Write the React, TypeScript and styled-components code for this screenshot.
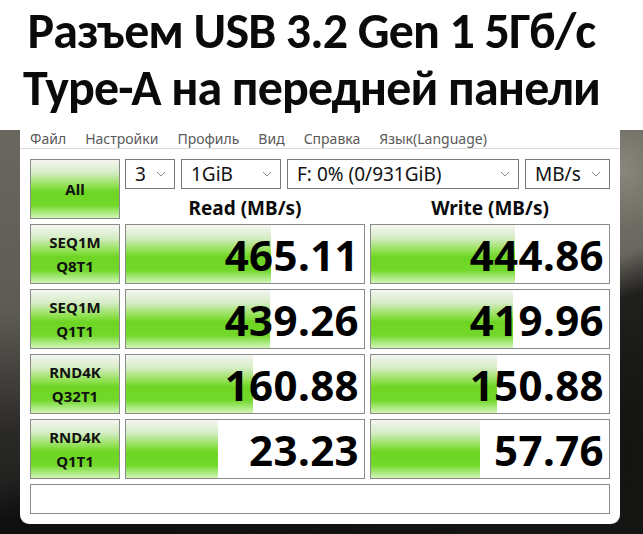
######
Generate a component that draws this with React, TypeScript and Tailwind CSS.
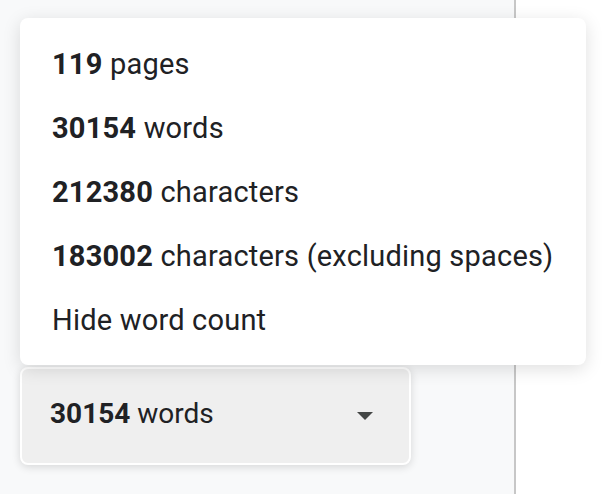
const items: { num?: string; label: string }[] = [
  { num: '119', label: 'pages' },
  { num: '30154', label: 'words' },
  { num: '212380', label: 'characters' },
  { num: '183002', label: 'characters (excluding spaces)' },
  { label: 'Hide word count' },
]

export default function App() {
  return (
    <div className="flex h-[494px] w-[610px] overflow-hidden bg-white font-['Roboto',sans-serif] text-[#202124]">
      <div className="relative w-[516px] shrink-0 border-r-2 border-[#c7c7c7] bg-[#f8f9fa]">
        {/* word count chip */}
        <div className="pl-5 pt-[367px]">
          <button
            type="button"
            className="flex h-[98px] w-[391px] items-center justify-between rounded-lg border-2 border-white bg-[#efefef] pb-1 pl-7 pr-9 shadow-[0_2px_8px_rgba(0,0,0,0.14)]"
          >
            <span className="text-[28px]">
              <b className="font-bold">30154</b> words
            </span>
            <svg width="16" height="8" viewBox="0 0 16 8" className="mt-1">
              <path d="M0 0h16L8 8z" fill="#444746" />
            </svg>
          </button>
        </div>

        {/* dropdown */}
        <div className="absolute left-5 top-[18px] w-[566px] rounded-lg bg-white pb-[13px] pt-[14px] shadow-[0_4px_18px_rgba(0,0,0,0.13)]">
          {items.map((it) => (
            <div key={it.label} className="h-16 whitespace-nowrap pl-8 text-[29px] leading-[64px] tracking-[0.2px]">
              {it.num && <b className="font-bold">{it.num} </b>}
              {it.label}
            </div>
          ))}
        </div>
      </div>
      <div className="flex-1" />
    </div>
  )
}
######
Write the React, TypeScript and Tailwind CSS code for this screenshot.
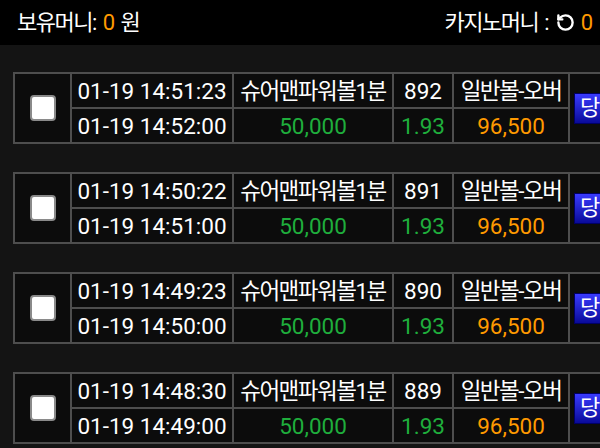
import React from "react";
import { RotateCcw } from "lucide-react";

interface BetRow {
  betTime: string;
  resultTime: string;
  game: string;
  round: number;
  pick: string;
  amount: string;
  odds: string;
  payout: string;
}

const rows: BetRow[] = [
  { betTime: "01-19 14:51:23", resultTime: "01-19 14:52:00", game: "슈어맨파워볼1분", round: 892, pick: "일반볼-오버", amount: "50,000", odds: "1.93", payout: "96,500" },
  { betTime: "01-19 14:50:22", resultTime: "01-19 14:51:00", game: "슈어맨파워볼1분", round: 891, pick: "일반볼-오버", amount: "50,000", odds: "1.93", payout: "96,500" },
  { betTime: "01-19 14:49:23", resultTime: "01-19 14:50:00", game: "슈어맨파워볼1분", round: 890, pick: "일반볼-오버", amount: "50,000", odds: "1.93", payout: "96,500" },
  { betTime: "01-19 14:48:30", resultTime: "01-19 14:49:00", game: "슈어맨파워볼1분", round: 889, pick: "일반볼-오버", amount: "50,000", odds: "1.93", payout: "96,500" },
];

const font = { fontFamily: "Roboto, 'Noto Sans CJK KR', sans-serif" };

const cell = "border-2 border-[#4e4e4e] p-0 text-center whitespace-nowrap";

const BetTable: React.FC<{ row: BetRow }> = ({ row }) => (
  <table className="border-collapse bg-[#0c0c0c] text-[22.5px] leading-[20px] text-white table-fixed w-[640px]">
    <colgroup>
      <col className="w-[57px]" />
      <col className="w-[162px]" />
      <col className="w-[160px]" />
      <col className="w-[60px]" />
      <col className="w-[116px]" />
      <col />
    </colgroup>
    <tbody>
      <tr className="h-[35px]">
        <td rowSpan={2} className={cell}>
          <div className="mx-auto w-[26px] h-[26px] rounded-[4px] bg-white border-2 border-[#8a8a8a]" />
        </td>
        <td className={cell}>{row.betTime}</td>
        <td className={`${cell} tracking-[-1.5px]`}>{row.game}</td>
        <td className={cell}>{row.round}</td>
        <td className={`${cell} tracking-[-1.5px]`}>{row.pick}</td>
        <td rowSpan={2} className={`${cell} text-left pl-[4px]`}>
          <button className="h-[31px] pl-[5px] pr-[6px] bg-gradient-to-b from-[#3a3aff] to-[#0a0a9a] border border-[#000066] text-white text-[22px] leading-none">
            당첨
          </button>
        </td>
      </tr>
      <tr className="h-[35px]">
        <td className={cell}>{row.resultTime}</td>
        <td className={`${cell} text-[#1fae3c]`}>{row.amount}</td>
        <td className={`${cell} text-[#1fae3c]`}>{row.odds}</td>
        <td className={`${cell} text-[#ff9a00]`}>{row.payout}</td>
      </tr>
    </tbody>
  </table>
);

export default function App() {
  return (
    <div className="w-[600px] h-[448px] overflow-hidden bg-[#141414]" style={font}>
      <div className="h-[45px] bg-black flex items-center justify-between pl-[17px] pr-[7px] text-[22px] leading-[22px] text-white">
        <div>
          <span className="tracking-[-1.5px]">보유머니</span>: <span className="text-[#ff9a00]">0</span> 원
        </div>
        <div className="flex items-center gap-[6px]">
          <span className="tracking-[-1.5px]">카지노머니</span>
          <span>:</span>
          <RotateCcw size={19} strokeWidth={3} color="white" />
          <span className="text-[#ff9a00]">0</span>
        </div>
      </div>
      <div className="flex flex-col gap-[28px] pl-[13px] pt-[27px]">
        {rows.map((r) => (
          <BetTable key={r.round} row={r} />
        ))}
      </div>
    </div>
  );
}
######
- _EXERCISE TASK_: Word for word, repeat the lines above from the one with "Write the React, TypeScript and Tailwind" through the one with "border-[#4e4e4e] p-0 text-center", and nothing beyond them. Omit the pictures.

- _FULL OUTPUT_:
Write the React, TypeScript and Tailwind CSS code for this screenshot.
import React from "react";
import { RotateCcw } from "lucide-react";

interface BetRow {
  betTime: string;
  resultTime: string;
  game: string;
  round: number;
  pick: string;
  amount: string;
  odds: string;
  payout: string;
}

const rows: BetRow[] = [
  { betTime: "01-19 14:51:23", resultTime: "01-19 14:52:00", game: "슈어맨파워볼1분", round: 892, pick: "일반볼-오버", amount: "50,000", odds: "1.93", payout: "96,500" },
  { betTime: "01-19 14:50:22", resultTime: "01-19 14:51:00", game: "슈어맨파워볼1분", round: 891, pick: "일반볼-오버", amount: "50,000", odds: "1.93", payout: "96,500" },
  { betTime: "01-19 14:49:23", resultTime: "01-19 14:50:00", game: "슈어맨파워볼1분", round: 890, pick: "일반볼-오버", amount: "50,000", odds: "1.93", payout: "96,500" },
  { betTime: "01-19 14:48:30", resultTime: "01-19 14:49:00", game: "슈어맨파워볼1분", round: 889, pick: "일반볼-오버", amount: "50,000", odds: "1.93", payout: "96,500" },
];

const font = { fontFamily: "Roboto, 'Noto Sans CJK KR', sans-serif" };

const cell = "border-2 border-[#4e4e4e] p-0 text-center whitespace-nowrap";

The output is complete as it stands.